パエリヤ


 年に二・三度、パエリヤを作る。20年近く前、確か青山のスペイン料理屋でパエリヤを食って大変感動し、自分でも作らずにはいられねぇぜ、と、渋谷の東急ハンズでパエリヤの鍋を購入して以来の習慣なので、人生通算で40〜50回くらいはパエリヤを作っている勘定になる。両手両足指でも足りねぇぜ。人生それなりの重みに驚き閉口する。


 その間、いろいろと試してきた。なにしろスペイン人でもないし、スペインに行ったことがある訳でもないし、スペイン人の友達もいないしグランド・セオリーがよく分からないのである。


 わからんなりに一応、私がこの20年余りの間に仕込んだ情報を記しておく。



 米は普通の日本米で十分美味しくできる。
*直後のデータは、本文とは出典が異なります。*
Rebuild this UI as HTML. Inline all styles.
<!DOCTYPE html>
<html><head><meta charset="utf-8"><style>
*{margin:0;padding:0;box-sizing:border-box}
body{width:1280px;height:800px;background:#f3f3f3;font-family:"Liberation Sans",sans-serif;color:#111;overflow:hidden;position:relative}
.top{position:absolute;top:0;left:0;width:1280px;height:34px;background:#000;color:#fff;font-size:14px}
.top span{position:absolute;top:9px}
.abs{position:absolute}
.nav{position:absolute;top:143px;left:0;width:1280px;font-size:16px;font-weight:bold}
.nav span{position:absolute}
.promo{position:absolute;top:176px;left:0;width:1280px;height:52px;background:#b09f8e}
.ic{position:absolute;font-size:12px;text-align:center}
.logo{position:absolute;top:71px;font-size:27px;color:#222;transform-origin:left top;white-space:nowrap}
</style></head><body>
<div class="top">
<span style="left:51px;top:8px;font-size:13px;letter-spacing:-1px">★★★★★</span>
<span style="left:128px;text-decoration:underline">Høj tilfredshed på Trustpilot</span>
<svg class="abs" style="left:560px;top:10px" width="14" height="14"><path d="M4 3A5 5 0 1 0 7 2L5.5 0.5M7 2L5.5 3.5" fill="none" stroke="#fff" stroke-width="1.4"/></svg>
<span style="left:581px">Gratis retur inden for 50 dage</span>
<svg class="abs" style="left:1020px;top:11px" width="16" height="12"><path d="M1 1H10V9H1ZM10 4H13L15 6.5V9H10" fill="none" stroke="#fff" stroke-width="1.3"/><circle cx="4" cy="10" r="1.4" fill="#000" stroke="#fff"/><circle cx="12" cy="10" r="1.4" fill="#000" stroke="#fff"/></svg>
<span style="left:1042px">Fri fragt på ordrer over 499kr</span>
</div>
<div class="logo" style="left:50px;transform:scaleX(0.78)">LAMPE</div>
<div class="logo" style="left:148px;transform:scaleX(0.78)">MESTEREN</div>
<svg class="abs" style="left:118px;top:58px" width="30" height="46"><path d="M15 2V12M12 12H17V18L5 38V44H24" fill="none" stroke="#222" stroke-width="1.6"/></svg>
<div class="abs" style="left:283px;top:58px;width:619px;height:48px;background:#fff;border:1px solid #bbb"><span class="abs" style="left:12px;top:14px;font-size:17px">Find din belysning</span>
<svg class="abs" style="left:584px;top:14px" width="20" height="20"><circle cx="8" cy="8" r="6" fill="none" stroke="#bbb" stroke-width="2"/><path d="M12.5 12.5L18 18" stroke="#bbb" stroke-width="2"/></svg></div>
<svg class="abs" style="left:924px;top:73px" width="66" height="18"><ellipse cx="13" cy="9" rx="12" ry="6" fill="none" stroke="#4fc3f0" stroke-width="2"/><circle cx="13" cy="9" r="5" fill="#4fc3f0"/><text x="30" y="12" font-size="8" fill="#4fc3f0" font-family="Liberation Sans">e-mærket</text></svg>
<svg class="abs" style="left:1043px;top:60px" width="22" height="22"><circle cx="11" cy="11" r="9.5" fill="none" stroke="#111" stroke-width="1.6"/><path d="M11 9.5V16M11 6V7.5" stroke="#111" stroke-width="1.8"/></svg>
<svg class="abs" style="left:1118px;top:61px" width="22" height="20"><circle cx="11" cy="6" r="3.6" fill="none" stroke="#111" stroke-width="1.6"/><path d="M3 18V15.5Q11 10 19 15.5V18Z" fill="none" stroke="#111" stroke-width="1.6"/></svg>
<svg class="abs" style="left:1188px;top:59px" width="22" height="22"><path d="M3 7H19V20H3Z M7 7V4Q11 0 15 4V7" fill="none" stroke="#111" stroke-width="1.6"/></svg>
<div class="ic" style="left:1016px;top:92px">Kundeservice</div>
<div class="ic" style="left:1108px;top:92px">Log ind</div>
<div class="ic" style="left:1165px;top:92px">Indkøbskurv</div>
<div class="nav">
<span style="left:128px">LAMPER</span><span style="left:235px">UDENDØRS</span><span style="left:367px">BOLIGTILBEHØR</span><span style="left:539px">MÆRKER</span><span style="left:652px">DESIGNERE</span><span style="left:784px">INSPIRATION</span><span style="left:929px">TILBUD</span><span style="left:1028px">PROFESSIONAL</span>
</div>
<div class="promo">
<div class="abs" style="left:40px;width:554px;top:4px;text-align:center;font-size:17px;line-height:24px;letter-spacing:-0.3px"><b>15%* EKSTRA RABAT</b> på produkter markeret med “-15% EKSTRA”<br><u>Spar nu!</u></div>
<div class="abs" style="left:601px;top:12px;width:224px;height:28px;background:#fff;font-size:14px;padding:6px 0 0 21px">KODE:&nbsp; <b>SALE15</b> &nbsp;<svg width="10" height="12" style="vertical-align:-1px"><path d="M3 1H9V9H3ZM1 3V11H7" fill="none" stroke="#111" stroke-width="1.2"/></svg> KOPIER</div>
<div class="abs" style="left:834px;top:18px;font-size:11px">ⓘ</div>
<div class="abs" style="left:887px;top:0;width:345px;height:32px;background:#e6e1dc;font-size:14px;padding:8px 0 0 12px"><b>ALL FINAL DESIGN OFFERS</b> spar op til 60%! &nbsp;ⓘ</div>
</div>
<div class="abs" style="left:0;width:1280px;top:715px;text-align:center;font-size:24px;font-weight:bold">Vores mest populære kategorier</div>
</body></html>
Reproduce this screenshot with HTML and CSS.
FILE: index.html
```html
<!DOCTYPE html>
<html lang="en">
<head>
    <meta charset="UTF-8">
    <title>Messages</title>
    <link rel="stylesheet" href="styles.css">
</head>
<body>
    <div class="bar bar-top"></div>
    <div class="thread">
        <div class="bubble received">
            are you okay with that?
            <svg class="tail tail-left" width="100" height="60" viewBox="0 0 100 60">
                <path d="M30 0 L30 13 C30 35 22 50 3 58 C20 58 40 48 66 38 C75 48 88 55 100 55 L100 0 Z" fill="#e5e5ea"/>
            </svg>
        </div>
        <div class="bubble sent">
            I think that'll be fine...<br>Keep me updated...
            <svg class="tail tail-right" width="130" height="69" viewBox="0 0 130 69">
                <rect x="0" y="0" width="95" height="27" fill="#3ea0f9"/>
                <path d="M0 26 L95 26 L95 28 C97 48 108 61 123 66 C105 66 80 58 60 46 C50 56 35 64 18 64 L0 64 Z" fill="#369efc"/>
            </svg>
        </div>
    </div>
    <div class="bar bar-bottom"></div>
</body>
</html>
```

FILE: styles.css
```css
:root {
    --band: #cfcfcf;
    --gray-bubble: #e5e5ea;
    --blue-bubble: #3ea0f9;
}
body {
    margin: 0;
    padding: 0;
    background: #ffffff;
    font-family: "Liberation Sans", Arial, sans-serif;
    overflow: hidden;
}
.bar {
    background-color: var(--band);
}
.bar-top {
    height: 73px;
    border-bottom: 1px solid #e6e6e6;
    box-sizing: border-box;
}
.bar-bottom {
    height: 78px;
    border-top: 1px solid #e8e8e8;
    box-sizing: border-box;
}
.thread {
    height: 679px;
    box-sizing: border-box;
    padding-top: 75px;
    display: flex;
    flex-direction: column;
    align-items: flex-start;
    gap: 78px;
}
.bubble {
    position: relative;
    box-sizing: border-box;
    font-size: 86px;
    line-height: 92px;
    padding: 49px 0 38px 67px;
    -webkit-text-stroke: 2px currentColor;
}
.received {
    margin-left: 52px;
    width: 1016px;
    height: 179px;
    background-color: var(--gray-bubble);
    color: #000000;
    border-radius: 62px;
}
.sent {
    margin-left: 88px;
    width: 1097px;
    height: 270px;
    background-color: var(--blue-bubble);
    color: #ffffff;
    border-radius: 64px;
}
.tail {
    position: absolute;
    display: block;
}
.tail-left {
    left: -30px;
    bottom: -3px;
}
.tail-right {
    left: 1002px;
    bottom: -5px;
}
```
あんまりべたべたしない種類の方がそれは良いだろう。


 米は洗わない。研がない。理由はよく分からないがそういうことだそうだ。やってはいけない。


 米をオリーブオイルで炒めたあと、スープをじゅばっと注いで炊くわけだが、スープ投入後、米を決して混ぜてはならない。この教えを守ると米がはらっと仕上がる。


 具は大概何でもいいような気がする。


 高価なサフランの代わりにターメリック(ウコン)で色づける手もある。風味は劣る。


 米の仕上がりはアルデンテをもって良しとするが芯を残してはいけない。芯が残ると大変に食い辛く消化に悪い。


 お焦げを作らなければならない。が、焦がしすぎると炭化米が大変に苦い。加減が難しい。


 パエリヤ鍋の大きさにもよろうが、我が家のガスコンロと鍋の比率では、ルーズに蓋をした方が均一に仕上がる。



 というわけで、その時々に入手できる材料でぱぱっと簡単に調理する。
 私は電子レンジでチンの間も、煮込み料理をコトコト制作している間も、オーブンでトリを丸焼きしている間も、ひとときも現場を離れたくないぜ、顛末をつぶさに観察していたいぜ、という性分なので、パエリアもそれが炊き上がる様を傍らでじっと観察する。


 オリーブオイルとニンニクの南欧的な匂い、サフランのほのかな香り、具材から滲み出す味、スープを吸収して膨れていく米。良い。大変に良い。


 作っていると気付くが、これはアラブ人がスペインにもたらした料理であろうな。彼らの米料理の多彩さ、その影響の版図には感嘆する。